Barbera d’Asti, the versatile grape of Piedmont

In the small town of Asti lies a centuries-hold rich history of wine that is living a renaissance. United under the Consorzio Barbera d’Asti and vini del Monferrato, 342 wineries maintain the tradition of the region while giving a new interpretation to the Barbera, showing it not only as a young and easy to drink red wine, but also with ageing potential and the ability to adapt to a variety of methods of production.

Barbera grape

The Barbera grape is characterised by deep color, full body, low tannins and high levels of acidity. These lead the wine to be easily drinkable, but also capable of expressing its increased complexity with a longer ageing period like in the Barbera d’Asti Superiore DOCG. To better propose this dual vein of the grape, the Nizza DOCG was created in 2016. Previously a sub zone of the Barbera d’Asti DOCG, the Nizza DOCG requires a 100% use of Barbera grape and at least 24 months of ageing, 12 of which in wood barrels.

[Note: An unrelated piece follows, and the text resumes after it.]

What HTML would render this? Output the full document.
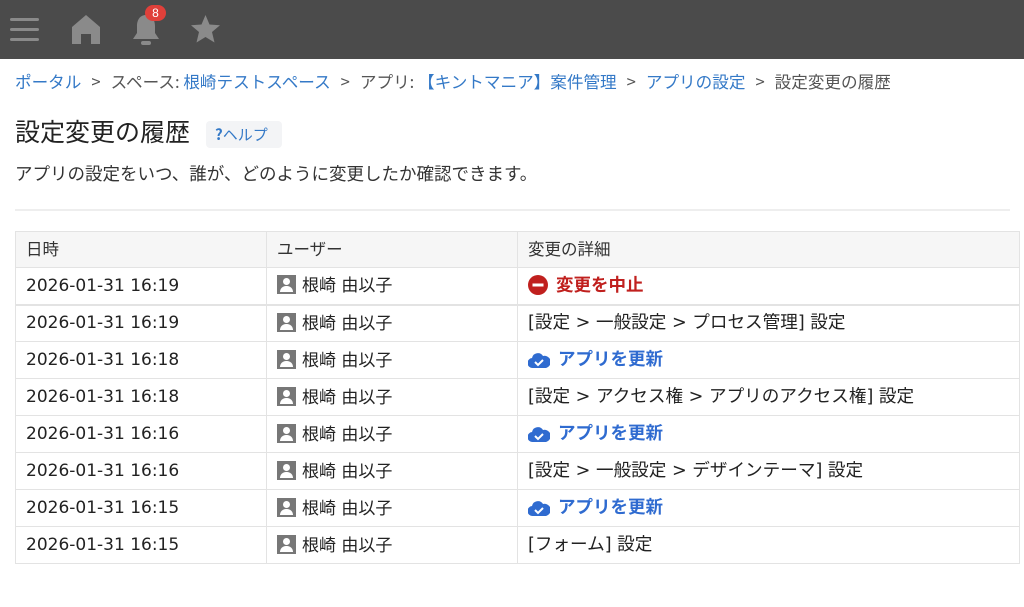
<!DOCTYPE html>
<html><head><meta charset="utf-8"><style>
*{margin:0;padding:0;box-sizing:border-box}
body{width:1024px;height:607px;overflow:hidden;background:#fff;font-family:"DejaVu Sans","Noto Sans CJK JP",sans-serif;color:#333}
.hdr{height:59px;background:#4b4b4b;position:relative}
.hdr svg{position:absolute}
.badge{position:absolute;left:145px;top:5px;width:21px;height:16px;border-radius:8px;background:#e0403a;color:#fff;font-size:12px;text-align:center;line-height:16px;font-family:"Liberation Sans",sans-serif}
.bc{position:absolute;top:69px;left:15px;font-size:16.6px;color:#555;white-space:nowrap;font-family:"Noto Sans CJK JP",sans-serif}
.bc a{color:#3479c7;text-decoration:none}
.bc .s{margin:0 10px}
h1{position:absolute;top:114px;left:15px;font-size:25px;font-weight:normal;color:#222;line-height:34px;font-family:"Noto Sans CJK JP",sans-serif}
.help{position:absolute;top:121px;left:206px;width:76px;height:27px;background:#f3f4f6;border-radius:4px;color:#3479c7;font-size:15px;line-height:27px;padding-left:9px;font-family:"Noto Sans CJK JP",sans-serif}
.desc{position:absolute;top:161px;left:15px;font-size:17.5px;color:#333;line-height:26px;font-family:"Noto Sans CJK JP",sans-serif}
.hr{position:absolute;top:209px;left:15px;width:995px;height:2px;background:#eee}
table{position:absolute;top:231px;left:15px;width:1005px;border-collapse:collapse;font-size:17px}
td{border:1px solid #e3e3e3;height:37px;padding:0 0 0 10px;color:#222;white-space:nowrap;line-height:20px;vertical-align:middle}
tr.h td{background:#f6f6f6;height:36px;color:#333;font-size:16.5px}
tr.t td{border-bottom:2px solid #e3e3e3}
td.d{font-size:17.6px}
.u{display:inline-block;width:19px;height:19px;background:#777;vertical-align:-3px;margin-right:6px;position:relative;overflow:hidden}
.u:before{content:"";position:absolute;left:6px;top:3px;width:7px;height:7px;border-radius:50%;background:#fff}
.u:after{content:"";position:absolute;left:3px;top:11px;width:13px;height:6px;border-radius:6px 6px 0 0;background:#fff}
.red{color:#c0201e;font-weight:bold;font-size:17.5px}
.blue{color:#2f6bd0;font-weight:bold;font-size:17.5px}
.ic{vertical-align:-4px;margin-right:8px}
</style></head><body>
<div class="hdr">
<svg style="left:10px;top:17px" width="30" height="26"><g fill="#8a8a8a"><rect x="0" y="1" width="29" height="3" rx="1.5"/><rect x="0" y="11" width="29" height="3" rx="1.5"/><rect x="0" y="21" width="29" height="3" rx="1.5"/></g></svg>
<svg style="left:71px;top:14px" width="30" height="31"><path d="M15 1 L29 13 V30 H20 V20 H10 V30 H1 V13 Z" fill="#8a8a8a"/></svg>
<svg style="left:131px;top:13px" width="30" height="33"><path d="M15 2 C9 2 6 7 6 13 V20 L2 26 H28 L24 20 V13 C24 7 21 2 15 2Z" fill="#8a8a8a"/><rect x="10" y="28" width="10" height="4" rx="2" fill="#8a8a8a"/></svg>
<div class="badge">8</div>
<svg style="left:190px;top:14px" width="31" height="30"><path d="M15.5 1 L19.5 10.5 L30 11.3 L22 18 L24.5 28.5 L15.5 23 L6.5 28.5 L9 18 L1 11.3 L11.5 10.5Z" fill="#8a8a8a"/></svg>
</div>
<div class="bc"><a>ポータル</a><span class="s">&gt;</span>スペース: <a>根崎テストスペース</a><span class="s">&gt;</span>アプリ: <a>【キントマニア】案件管理</a><span class="s">&gt;</span><a>アプリの設定</a><span class="s">&gt;</span>設定変更の履歴</div>
<h1>設定変更の履歴</h1>
<div class="help"><b>?</b>ヘルプ</div>
<div class="desc">アプリの設定をいつ、誰が、どのように変更したか確認できます。</div>
<div class="hr"></div>
<table>
<colgroup><col style="width:251px"><col style="width:251px"><col></colgroup>
<tr class="h"><td>日時</td><td>ユーザー</td><td>変更の詳細</td></tr>
<tr class="t"><td>2026-01-31 16:19</td><td><span class="u"></span>根崎 由以子</td><td><span class="red"><svg class="ic" width="20" height="20"><circle cx="10" cy="10" r="10" fill="#c0201e"/><rect x="4.5" y="8.5" width="11" height="3" fill="#fff"/></svg>変更を中止</span></td></tr>
<tr><td>2026-01-31 16:19</td><td><span class="u"></span>根崎 由以子</td><td class="d">[設定 &gt; 一般設定 &gt; プロセス管理] 設定</td></tr>
<tr><td>2026-01-31 16:18</td><td><span class="u"></span>根崎 由以子</td><td><span class="blue"><svg class="ic" width="22" height="18"><path d="M5 17 A5 5 0 0 1 4 7 A6 6 0 0 1 15 5 A5 5 0 0 1 18 17Z" fill="#2f6bd0"/><path d="M7 11 L10 14 L15 9" stroke="#fff" stroke-width="2" fill="none"/></svg>アプリを更新</span></td></tr>
<tr><td>2026-01-31 16:18</td><td><span class="u"></span>根崎 由以子</td><td class="d">[設定 &gt; アクセス権 &gt; アプリのアクセス権] 設定</td></tr>
<tr><td>2026-01-31 16:16</td><td><span class="u"></span>根崎 由以子</td><td><span class="blue"><svg class="ic" width="22" height="18"><path d="M5 17 A5 5 0 0 1 4 7 A6 6 0 0 1 15 5 A5 5 0 0 1 18 17Z" fill="#2f6bd0"/><path d="M7 11 L10 14 L15 9" stroke="#fff" stroke-width="2" fill="none"/></svg>アプリを更新</span></td></tr>
<tr><td>2026-01-31 16:16</td><td><span class="u"></span>根崎 由以子</td><td class="d">[設定 &gt; 一般設定 &gt; デザインテーマ] 設定</td></tr>
<tr><td>2026-01-31 16:15</td><td><span class="u"></span>根崎 由以子</td><td><span class="blue"><svg class="ic" width="22" height="18"><path d="M5 17 A5 5 0 0 1 4 7 A6 6 0 0 1 15 5 A5 5 0 0 1 18 17Z" fill="#2f6bd0"/><path d="M7 11 L10 14 L15 9" stroke="#fff" stroke-width="2" fill="none"/></svg>アプリを更新</span></td></tr>
<tr><td>2026-01-31 16:15</td><td><span class="u"></span>根崎 由以子</td><td class="d">[フォーム] 設定</td></tr>
</table>
</body></html>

The flavours move toward candied fruits and sweet species, while achieving a high alcoholic degree, the drinkability does not weakens thanks to the persistent acidity. The spicy notes take the central stage in the last step of this crescendo with the Nizza Riserva DOCG, which requires further 12 months of ageing in wood barrels.

The Barbera d’Asti, Barbera d’Asti Superiore and Nizza are only three of the 13 Protected Designation of Origin under the Consorzio Barbera d’Asti and vini del Monferrato, which counts around 30% of the land dedicated to viticulture in Piedmont.

The territory of Monferrato, which legend says its borders were drawn by the 3-days and 3-nights long ride of Aleramo and his a brick (“mun”) shod (“frrha”) horse, is home also to a wide variety of vineyards. The local use of the barbera as a young and drinkable wine is reflected by the relevance of wine cooperatives in the areas, having had a central role in the past, they continue to be focal points for their communities. Example of this is Terre dei Santi, which introduced a quality competition between its 160 members to ensure the highest level of production.

This vast local demand left room for other wines of the regions to shine abroad, but, in the 80s a group of entrepreneurs started to innovate and excel both in the vineyards and the cellars. Working in symbiosis with inventive packaging design, Bonzano Vini is representative of the will to bring a breath of fresh air to the area.

Last, but surely not least, there is the third interpretation of the Monferrato region: being part of the UNESCO world heritage list, the hills of Piedmont grant a majestic view, especially when seen from the top of a hill, like in the case of Tenuta Montemagno. This relais offers the full array of the cellar, including one of the unexpected use of the Barbera grape in a Champenoise method.

If you are looking for an escape from the frenzy of Milan, or you are deciding on the destination of your next holiday, an immersive experience in a village of the Monferrato area will allow you to travel 500 years in the past through wine, food, architecture and culture.